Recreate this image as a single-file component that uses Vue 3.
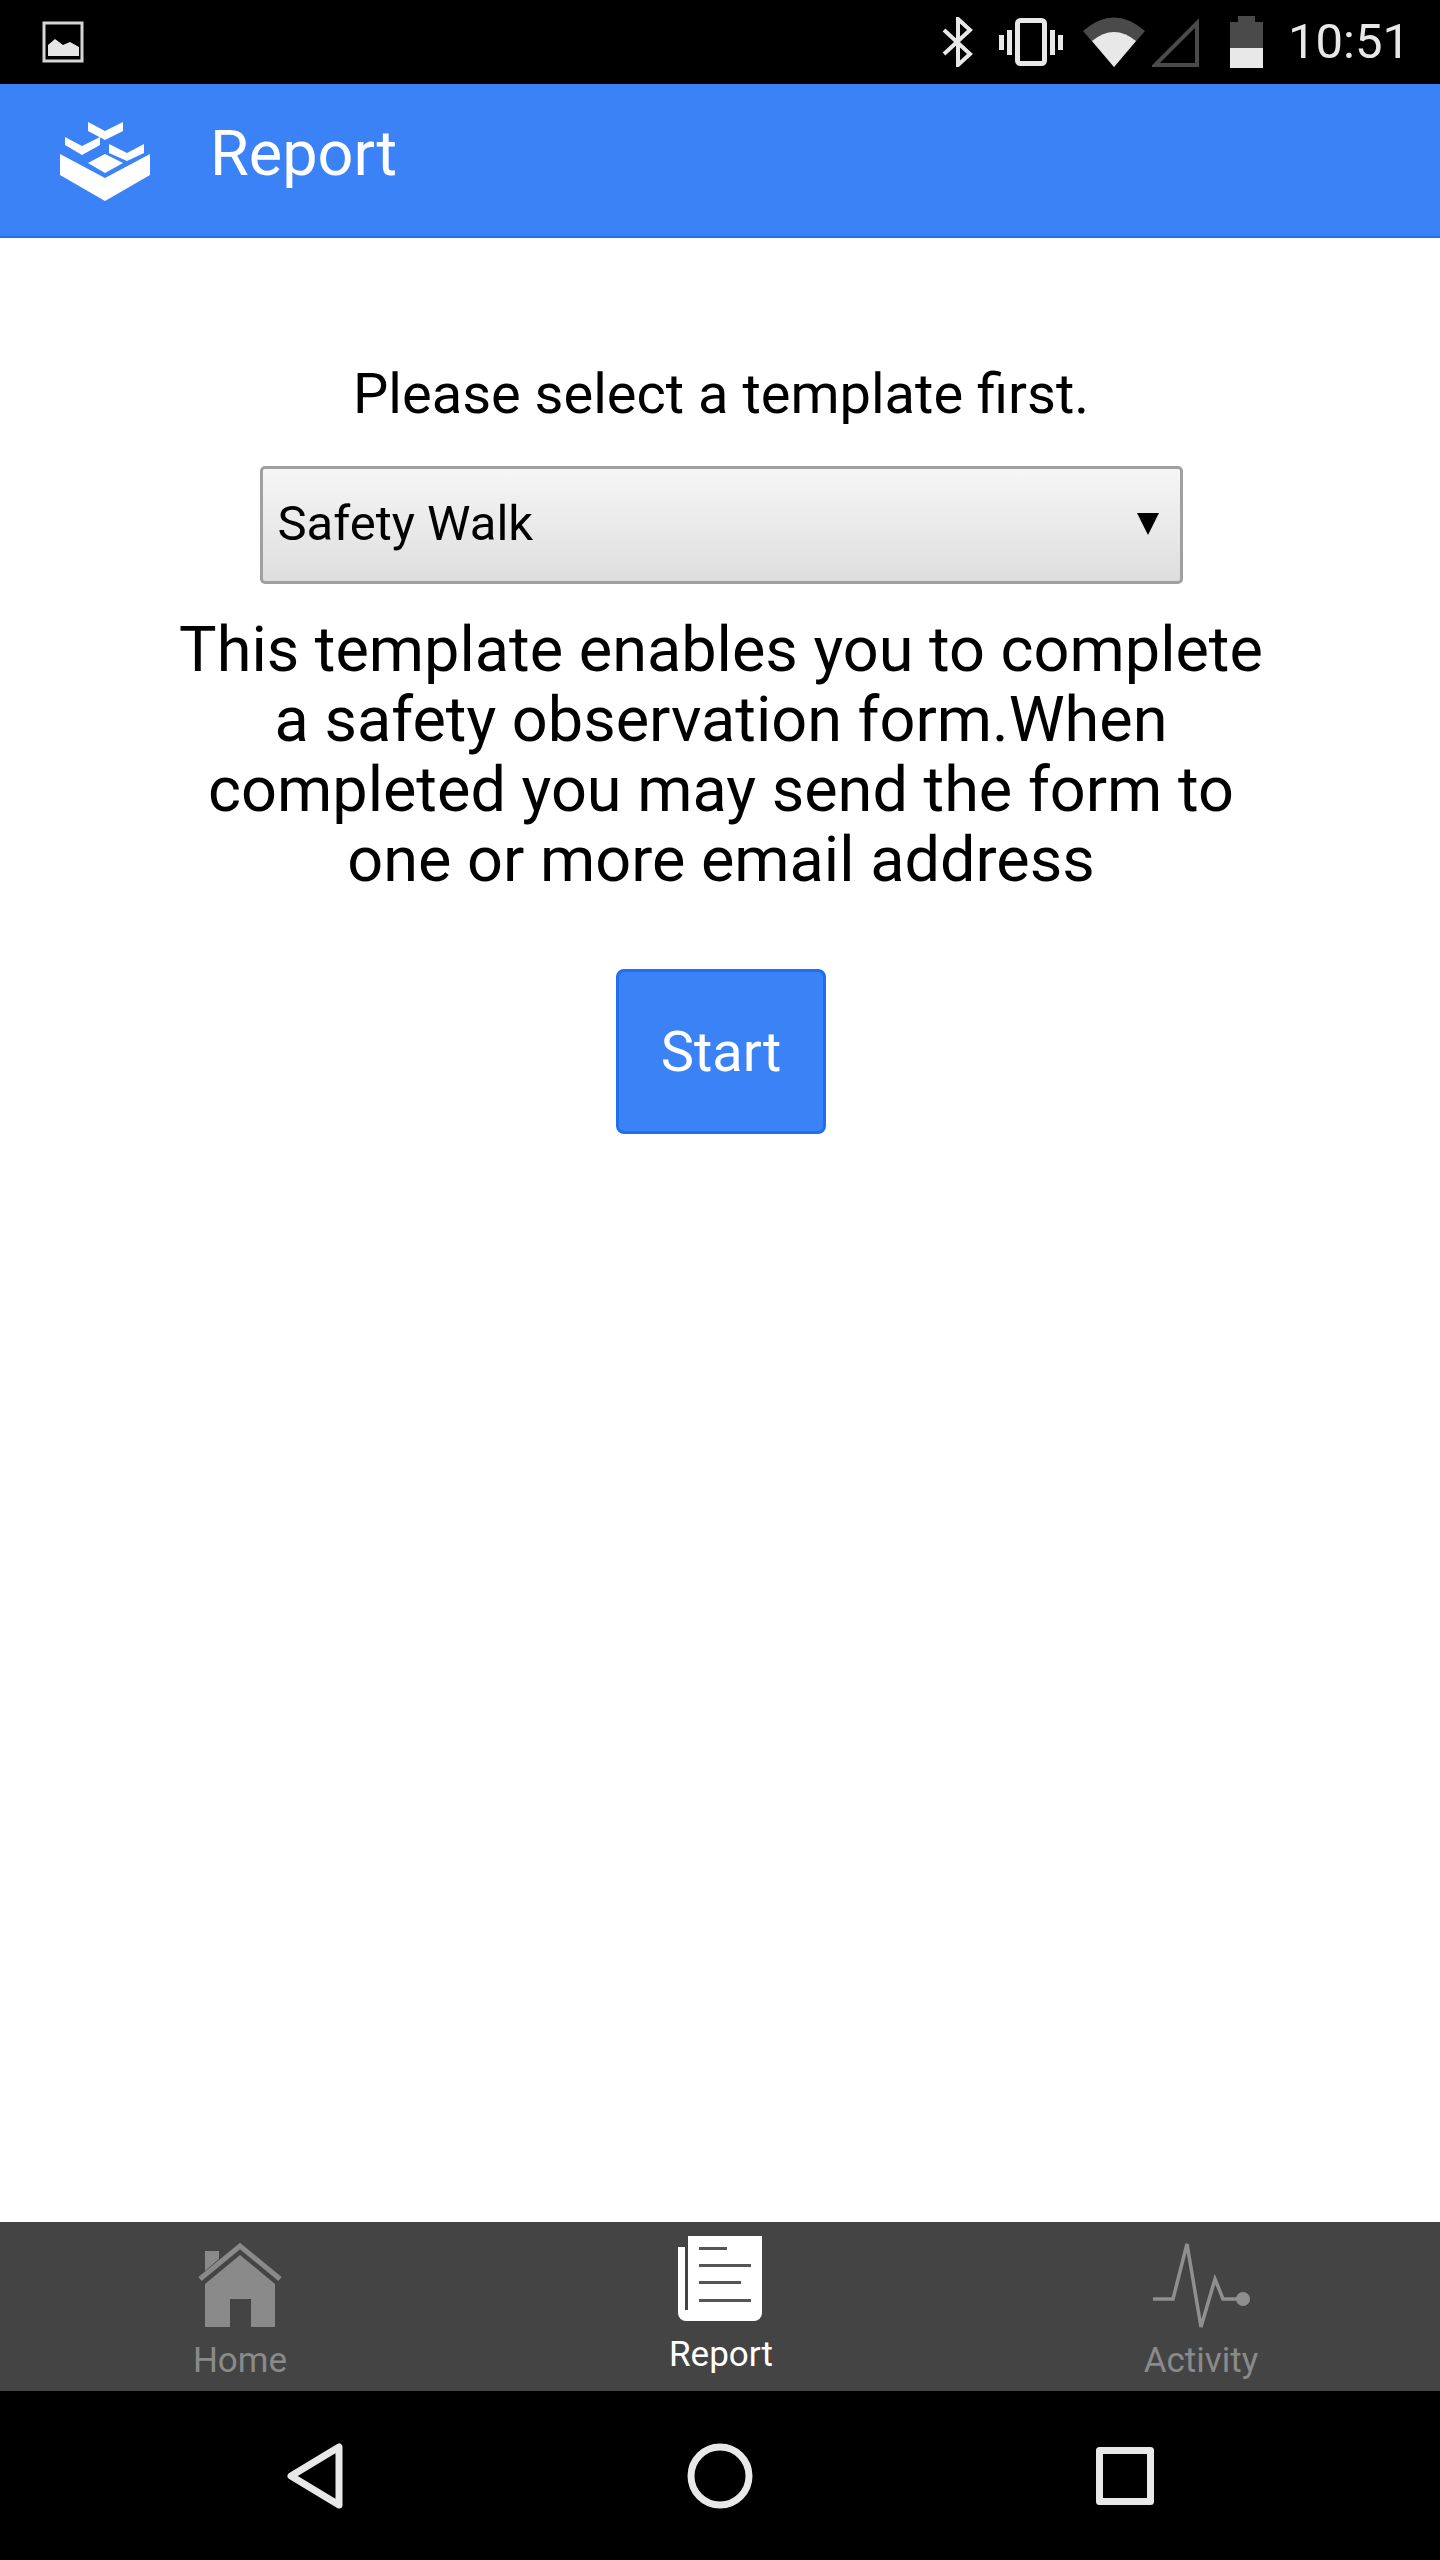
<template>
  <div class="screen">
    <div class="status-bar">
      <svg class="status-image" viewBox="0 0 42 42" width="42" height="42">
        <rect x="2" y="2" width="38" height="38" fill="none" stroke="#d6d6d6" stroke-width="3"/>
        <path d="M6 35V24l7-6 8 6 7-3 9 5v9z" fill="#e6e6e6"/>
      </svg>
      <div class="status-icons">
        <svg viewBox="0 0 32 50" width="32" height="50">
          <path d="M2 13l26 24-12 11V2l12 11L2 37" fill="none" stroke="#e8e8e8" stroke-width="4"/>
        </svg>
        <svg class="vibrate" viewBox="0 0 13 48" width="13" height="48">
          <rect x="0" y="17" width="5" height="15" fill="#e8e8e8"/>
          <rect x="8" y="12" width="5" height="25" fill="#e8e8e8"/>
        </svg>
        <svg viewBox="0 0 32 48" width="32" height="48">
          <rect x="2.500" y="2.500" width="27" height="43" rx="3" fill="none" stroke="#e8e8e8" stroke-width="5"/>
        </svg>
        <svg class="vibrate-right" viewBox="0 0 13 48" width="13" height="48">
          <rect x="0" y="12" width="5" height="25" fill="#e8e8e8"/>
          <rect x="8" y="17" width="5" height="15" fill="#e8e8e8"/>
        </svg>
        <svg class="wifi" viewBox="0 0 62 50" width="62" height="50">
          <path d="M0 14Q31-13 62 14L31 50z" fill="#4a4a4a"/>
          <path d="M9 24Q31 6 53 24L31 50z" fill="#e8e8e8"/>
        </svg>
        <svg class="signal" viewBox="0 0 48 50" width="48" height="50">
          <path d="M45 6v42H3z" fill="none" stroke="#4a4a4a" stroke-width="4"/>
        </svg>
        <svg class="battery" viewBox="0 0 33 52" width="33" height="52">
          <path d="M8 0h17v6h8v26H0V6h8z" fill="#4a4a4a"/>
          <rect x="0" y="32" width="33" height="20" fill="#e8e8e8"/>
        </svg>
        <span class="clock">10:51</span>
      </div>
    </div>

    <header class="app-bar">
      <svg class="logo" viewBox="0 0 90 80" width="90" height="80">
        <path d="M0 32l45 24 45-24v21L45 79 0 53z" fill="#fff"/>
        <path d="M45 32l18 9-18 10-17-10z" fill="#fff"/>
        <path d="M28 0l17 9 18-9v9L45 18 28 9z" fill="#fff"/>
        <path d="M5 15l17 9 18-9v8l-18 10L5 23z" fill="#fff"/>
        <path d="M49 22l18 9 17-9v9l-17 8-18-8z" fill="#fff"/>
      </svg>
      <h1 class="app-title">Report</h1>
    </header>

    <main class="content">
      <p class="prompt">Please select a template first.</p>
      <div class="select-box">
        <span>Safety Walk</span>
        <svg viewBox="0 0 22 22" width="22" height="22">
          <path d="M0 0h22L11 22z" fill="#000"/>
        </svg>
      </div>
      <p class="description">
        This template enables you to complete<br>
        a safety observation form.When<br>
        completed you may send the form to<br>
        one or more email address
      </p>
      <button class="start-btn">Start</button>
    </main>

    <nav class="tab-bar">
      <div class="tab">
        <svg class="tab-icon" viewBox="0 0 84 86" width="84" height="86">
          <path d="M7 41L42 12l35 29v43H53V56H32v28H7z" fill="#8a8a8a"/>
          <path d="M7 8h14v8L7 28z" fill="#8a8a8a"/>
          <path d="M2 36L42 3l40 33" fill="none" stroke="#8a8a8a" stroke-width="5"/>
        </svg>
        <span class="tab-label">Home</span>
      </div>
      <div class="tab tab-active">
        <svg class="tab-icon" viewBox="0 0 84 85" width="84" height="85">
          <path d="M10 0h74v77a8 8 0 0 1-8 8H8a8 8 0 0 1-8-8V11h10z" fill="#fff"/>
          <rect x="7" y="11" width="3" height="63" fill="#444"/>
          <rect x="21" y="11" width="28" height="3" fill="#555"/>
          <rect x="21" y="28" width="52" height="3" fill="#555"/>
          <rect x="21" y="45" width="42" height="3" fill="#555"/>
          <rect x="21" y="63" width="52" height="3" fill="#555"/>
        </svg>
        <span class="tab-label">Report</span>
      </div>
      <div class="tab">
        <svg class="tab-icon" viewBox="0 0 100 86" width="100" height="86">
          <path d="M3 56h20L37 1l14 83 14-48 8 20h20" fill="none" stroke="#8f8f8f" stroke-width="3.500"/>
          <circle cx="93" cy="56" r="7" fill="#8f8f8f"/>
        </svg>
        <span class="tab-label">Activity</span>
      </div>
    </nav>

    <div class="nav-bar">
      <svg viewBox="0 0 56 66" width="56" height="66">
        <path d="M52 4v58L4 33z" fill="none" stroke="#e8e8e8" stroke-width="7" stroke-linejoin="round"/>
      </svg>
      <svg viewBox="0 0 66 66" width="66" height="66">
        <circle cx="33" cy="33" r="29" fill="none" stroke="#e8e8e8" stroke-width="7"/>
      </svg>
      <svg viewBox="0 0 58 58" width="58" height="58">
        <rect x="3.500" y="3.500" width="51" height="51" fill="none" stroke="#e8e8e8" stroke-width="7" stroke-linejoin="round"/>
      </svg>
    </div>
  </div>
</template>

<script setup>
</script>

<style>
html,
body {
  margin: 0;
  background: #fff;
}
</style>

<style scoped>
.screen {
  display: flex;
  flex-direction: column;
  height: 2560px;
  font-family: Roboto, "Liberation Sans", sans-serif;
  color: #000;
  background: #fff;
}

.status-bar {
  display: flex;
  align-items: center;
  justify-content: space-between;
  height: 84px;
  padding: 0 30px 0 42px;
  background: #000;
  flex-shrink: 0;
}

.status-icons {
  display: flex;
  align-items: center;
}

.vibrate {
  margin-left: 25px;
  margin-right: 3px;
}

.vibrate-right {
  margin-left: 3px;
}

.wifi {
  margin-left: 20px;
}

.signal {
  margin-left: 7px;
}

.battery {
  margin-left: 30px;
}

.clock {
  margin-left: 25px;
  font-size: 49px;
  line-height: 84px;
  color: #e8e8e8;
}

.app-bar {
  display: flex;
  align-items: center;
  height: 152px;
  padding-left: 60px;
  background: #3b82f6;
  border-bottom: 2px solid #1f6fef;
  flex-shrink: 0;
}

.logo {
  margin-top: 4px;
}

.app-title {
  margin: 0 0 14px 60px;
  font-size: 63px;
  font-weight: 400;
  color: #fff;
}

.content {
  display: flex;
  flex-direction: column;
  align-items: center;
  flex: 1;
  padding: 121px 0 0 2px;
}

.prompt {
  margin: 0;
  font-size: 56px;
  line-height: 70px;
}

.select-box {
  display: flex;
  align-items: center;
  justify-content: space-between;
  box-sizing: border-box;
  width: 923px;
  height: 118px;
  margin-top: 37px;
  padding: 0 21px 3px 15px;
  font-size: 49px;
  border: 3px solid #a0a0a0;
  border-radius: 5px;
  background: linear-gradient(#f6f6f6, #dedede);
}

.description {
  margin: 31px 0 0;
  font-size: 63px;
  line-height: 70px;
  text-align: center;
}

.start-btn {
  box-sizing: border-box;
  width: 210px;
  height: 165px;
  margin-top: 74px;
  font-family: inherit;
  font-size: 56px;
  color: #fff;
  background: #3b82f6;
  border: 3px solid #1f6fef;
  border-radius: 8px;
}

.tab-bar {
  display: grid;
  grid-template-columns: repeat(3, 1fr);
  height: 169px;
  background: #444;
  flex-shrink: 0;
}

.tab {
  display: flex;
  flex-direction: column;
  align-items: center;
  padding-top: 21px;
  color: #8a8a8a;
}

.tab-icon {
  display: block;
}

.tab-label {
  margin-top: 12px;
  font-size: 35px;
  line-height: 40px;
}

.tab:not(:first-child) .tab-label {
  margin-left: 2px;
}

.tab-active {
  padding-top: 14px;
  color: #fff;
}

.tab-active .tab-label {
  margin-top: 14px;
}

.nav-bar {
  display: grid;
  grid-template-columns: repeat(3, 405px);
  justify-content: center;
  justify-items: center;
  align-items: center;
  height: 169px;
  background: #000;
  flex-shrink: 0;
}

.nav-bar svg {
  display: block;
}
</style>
______
## [STATED GOAL]
Where a line contains the string "image", extract that line.

## [WRITTEN RESPONSE]
Recreate this image as a single-file component that uses Vue 3.
      <svg class="status-image" viewBox="0 0 42 42" width="42" height="42">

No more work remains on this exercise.